▶

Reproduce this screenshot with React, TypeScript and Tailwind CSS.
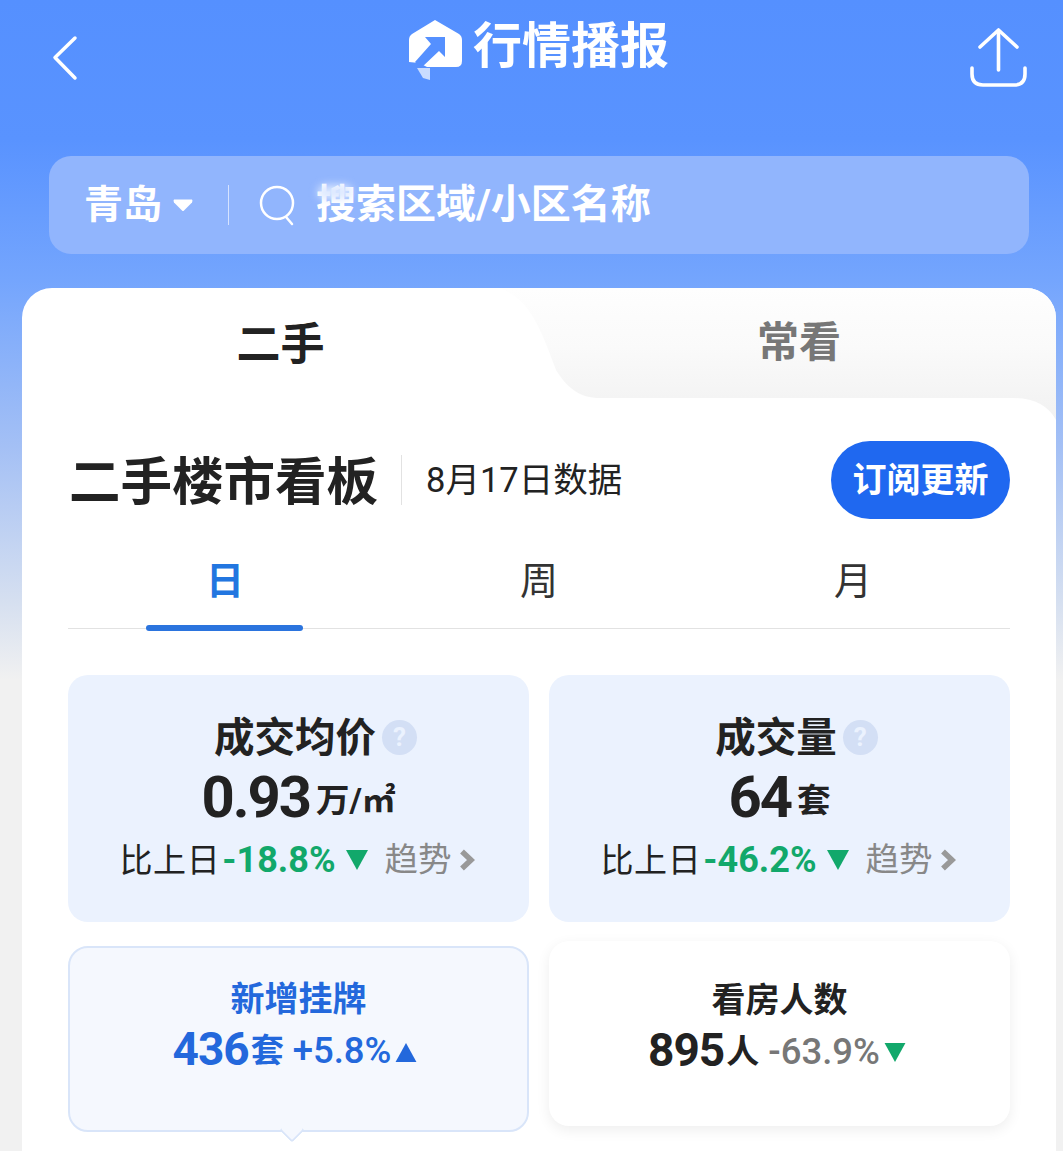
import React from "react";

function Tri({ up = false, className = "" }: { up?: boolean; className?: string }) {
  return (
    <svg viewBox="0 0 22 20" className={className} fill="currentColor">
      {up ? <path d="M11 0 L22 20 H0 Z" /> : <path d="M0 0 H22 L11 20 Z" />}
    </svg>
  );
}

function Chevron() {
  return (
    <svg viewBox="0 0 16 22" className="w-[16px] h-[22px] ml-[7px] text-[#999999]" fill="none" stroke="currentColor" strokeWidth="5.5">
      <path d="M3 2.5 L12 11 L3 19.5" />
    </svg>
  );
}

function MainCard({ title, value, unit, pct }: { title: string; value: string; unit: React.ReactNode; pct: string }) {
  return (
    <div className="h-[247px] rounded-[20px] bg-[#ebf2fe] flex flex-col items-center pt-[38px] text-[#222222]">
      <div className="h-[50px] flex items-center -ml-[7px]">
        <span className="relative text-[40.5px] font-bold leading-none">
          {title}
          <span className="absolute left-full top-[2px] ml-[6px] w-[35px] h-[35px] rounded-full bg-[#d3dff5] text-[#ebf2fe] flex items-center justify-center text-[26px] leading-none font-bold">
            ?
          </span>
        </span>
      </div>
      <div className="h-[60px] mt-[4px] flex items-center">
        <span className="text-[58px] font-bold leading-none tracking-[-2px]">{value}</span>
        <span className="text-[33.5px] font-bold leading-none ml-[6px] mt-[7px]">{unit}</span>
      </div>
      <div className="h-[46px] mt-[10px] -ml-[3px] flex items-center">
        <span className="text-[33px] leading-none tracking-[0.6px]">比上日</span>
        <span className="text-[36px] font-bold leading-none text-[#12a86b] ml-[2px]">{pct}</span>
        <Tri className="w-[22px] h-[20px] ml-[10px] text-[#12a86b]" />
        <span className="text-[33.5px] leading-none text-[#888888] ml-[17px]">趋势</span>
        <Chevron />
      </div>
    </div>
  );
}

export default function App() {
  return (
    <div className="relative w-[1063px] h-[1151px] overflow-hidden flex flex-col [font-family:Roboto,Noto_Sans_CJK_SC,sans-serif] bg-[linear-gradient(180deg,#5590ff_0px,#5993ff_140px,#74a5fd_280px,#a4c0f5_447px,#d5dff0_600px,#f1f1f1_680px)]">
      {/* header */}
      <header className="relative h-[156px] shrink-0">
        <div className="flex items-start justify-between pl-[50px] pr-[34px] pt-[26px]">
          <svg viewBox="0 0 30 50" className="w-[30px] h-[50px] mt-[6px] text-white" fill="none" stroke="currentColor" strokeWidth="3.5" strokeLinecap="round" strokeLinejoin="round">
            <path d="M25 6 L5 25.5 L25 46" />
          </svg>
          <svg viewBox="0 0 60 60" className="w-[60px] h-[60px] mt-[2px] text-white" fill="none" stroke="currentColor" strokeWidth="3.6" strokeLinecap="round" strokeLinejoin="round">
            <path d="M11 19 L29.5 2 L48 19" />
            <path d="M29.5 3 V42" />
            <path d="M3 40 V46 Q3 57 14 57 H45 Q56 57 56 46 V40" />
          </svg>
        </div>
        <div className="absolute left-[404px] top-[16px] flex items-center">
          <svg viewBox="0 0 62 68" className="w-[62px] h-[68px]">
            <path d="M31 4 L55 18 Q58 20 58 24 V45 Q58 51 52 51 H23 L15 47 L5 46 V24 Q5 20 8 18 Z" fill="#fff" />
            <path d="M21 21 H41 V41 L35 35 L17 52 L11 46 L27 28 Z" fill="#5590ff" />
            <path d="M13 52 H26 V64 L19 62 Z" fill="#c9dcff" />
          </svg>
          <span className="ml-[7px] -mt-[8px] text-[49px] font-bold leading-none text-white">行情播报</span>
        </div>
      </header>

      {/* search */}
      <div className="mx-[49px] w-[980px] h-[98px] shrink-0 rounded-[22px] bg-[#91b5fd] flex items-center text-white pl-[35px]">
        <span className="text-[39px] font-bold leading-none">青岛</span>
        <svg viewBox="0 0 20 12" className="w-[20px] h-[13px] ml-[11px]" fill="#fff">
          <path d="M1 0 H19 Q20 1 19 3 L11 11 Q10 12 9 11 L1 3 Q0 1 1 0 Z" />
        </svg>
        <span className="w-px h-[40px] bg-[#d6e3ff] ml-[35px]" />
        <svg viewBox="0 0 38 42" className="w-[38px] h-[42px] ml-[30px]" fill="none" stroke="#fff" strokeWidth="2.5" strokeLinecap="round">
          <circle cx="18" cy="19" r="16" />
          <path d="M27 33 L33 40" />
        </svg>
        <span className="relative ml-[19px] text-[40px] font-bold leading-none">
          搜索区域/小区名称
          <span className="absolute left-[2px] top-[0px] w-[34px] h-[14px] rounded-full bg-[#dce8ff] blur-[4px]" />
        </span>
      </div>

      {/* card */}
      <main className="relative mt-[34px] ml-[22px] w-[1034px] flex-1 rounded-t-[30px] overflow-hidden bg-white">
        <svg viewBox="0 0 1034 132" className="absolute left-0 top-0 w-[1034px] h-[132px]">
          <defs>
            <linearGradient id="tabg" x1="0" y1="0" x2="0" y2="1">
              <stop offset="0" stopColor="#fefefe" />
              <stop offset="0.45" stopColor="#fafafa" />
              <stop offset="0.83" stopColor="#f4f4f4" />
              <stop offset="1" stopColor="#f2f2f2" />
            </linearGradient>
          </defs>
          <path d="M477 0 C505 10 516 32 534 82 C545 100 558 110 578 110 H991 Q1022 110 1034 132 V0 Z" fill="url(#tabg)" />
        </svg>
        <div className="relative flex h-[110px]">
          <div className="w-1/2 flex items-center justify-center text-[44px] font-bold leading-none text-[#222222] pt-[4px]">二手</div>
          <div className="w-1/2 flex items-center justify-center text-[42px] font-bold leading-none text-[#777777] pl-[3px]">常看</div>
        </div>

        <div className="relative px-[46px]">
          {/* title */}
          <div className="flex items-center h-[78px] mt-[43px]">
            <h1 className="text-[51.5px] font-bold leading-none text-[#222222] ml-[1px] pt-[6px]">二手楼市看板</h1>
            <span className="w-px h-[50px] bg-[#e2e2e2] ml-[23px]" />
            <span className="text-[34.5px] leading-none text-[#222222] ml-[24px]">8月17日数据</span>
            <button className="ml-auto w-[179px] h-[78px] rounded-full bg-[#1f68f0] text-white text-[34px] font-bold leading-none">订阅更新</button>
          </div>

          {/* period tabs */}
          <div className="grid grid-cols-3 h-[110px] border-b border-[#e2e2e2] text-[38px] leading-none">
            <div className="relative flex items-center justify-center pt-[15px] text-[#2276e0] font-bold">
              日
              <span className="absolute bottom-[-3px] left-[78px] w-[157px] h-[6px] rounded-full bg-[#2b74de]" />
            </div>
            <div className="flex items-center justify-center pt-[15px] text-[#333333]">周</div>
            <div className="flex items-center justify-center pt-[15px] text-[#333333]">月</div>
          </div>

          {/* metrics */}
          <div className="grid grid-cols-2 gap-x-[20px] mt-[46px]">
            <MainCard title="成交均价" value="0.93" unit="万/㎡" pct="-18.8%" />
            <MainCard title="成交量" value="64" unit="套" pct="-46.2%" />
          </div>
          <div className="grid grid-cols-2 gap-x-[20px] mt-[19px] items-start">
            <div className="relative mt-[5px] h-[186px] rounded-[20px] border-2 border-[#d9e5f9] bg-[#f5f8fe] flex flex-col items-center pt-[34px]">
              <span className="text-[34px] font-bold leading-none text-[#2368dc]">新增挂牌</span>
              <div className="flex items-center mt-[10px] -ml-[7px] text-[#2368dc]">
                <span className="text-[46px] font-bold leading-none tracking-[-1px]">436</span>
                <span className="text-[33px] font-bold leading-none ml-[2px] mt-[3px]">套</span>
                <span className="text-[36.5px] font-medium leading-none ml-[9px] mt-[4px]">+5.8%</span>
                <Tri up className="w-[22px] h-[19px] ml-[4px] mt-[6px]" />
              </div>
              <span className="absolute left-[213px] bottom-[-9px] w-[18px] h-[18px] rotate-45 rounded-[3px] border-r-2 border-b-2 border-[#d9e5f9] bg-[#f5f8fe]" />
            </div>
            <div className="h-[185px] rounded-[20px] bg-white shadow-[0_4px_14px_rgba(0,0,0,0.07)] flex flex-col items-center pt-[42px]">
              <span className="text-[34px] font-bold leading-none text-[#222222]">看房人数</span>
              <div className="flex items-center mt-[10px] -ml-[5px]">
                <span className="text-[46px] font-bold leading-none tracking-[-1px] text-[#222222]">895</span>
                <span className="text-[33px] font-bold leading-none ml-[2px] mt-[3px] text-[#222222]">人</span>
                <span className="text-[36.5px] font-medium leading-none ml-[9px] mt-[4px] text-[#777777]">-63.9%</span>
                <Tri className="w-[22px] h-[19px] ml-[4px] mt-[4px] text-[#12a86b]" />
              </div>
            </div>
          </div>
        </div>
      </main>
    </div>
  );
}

◀
▶

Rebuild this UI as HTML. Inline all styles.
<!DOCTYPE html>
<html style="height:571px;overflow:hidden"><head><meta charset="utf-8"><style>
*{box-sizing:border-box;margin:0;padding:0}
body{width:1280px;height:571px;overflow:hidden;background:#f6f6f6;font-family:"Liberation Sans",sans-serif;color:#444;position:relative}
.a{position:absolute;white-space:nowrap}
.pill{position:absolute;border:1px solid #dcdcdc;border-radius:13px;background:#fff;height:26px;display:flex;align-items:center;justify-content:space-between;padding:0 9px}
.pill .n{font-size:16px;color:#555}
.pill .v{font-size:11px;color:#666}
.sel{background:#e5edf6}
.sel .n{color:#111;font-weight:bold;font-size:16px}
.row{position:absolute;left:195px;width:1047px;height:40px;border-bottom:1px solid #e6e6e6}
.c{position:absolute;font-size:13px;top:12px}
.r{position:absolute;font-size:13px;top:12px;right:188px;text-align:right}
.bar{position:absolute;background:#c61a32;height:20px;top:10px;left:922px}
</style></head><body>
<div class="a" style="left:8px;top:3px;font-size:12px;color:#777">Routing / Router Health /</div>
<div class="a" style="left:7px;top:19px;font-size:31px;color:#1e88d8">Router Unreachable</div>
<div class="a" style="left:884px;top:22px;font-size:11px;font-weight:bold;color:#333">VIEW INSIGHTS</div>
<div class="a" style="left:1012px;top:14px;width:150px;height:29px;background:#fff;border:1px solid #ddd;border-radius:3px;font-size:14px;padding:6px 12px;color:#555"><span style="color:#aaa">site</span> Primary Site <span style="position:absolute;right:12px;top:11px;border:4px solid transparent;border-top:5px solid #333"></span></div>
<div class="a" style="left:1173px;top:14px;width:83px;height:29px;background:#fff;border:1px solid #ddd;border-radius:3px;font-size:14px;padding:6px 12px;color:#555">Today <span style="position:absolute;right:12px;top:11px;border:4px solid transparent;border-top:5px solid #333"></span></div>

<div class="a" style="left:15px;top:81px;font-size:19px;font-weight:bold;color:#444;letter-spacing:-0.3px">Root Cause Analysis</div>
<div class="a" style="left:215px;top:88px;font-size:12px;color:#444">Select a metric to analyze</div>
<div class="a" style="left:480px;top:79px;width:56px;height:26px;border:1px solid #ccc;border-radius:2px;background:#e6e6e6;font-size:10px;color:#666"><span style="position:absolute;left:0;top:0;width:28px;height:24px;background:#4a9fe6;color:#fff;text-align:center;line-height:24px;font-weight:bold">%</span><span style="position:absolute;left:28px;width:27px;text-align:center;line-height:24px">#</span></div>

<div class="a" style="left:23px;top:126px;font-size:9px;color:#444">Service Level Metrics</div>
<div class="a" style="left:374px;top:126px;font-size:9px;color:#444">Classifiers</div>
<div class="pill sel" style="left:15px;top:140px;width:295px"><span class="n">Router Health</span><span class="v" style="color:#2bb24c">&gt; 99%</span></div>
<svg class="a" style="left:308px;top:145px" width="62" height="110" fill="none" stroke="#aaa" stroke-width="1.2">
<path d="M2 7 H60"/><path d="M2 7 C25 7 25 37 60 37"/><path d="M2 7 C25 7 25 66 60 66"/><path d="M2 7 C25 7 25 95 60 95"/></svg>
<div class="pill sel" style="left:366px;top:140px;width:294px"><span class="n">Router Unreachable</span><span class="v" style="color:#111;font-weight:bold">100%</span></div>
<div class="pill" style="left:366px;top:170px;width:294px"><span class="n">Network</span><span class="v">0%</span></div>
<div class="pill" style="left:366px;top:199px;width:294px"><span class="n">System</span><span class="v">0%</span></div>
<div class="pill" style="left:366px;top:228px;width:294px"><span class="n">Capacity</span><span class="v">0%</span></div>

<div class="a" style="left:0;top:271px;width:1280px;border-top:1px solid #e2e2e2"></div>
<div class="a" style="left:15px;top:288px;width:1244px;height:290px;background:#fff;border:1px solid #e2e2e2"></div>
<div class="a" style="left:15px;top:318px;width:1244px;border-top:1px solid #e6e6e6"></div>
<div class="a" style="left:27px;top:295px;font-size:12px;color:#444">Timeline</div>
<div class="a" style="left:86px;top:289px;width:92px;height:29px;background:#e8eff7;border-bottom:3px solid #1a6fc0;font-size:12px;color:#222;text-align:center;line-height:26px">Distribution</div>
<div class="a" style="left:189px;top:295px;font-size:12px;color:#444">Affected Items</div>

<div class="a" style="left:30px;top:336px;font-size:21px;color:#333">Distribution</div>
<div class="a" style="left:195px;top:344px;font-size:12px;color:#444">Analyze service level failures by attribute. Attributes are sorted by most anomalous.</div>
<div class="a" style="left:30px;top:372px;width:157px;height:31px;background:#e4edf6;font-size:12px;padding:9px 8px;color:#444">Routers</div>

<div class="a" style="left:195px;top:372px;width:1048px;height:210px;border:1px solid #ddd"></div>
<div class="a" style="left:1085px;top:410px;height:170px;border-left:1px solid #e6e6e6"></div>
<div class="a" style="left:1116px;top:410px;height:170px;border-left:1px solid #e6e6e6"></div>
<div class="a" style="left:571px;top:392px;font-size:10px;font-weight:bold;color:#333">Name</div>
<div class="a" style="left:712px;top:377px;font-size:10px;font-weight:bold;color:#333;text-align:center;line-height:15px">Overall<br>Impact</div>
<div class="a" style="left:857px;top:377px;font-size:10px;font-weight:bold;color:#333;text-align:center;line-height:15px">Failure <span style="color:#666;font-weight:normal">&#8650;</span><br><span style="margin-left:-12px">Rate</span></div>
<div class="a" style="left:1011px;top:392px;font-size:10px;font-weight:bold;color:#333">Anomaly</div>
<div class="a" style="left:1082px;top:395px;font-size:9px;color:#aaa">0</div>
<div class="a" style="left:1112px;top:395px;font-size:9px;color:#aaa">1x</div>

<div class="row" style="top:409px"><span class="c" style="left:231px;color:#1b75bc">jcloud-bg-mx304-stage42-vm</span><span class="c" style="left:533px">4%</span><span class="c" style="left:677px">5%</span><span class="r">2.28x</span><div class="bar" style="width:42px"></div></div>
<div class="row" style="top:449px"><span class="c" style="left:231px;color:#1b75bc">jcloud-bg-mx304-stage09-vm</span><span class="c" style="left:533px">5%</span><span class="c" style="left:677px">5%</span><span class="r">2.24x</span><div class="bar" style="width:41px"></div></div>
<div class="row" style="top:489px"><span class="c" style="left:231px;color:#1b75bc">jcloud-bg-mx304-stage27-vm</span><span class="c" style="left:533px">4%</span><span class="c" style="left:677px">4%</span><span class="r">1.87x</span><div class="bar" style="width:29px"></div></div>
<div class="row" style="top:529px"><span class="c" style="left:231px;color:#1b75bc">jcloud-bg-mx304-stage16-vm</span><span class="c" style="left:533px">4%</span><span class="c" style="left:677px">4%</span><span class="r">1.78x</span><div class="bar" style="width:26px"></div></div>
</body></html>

◀
▶

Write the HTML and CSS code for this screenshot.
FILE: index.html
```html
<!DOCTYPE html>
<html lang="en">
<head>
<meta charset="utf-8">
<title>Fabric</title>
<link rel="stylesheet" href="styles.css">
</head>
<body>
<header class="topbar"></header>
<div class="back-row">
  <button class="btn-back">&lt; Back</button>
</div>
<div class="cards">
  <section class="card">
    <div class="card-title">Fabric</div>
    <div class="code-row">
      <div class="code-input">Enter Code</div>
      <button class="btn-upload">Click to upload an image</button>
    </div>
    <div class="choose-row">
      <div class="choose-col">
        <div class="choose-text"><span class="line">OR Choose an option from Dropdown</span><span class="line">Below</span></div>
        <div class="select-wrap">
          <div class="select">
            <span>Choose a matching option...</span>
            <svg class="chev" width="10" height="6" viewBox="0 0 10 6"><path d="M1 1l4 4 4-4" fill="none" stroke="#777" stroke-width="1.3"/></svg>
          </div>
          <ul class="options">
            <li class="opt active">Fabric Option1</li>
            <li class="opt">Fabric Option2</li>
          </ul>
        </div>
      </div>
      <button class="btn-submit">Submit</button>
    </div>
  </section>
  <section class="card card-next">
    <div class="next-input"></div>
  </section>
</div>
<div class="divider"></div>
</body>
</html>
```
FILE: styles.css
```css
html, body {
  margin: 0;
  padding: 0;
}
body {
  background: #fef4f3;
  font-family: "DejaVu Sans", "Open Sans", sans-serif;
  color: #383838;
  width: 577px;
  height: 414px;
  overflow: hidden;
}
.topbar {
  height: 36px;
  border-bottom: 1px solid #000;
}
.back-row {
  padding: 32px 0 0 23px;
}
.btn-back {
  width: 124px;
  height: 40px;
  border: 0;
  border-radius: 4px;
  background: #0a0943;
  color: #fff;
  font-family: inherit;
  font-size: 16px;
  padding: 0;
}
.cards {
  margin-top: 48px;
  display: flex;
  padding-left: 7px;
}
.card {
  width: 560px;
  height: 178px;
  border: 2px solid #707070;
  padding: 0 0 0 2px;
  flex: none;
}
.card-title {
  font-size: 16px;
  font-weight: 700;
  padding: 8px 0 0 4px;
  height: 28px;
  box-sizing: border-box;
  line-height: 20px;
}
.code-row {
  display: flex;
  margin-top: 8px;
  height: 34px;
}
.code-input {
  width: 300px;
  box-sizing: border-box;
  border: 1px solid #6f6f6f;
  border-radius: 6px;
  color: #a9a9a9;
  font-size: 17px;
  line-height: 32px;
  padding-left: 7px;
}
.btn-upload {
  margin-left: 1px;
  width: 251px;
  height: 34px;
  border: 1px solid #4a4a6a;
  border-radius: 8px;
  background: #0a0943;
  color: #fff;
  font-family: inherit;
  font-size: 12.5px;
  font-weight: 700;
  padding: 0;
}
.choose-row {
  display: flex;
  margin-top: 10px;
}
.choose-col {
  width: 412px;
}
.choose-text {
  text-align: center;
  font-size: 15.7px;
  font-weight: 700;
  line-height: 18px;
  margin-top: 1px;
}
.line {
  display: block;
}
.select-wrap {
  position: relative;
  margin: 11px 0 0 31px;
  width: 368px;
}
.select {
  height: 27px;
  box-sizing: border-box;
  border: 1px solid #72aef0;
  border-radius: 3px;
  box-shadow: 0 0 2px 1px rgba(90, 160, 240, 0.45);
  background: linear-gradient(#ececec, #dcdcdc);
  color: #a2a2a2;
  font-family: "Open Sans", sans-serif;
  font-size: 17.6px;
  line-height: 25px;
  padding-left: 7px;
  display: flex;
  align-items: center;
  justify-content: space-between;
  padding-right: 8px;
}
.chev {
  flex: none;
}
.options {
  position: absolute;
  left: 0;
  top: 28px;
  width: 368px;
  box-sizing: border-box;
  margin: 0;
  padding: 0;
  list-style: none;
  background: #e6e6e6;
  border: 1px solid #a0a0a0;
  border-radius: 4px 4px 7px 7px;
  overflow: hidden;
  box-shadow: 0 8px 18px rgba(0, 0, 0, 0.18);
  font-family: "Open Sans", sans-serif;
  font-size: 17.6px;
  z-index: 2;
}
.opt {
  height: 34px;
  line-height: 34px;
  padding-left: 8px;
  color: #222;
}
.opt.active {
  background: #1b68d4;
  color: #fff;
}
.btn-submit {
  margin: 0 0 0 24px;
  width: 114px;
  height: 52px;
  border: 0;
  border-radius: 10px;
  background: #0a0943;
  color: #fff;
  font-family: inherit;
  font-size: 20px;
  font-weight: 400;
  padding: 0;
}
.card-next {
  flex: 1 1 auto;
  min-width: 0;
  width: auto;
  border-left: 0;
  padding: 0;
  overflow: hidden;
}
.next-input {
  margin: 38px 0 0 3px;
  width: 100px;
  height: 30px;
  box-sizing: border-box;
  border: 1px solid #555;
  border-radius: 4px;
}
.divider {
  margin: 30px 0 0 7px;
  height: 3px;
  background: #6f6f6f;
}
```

◀

▶ [Set problem]: Using the listing above, repeat word for word each line from the one with "Reproduce this screenshot" down to the one with "import React from", both included. Omit all pictures.

▶ [Result below]:
Reproduce this screenshot with React, TypeScript and Tailwind CSS.
import React from "react";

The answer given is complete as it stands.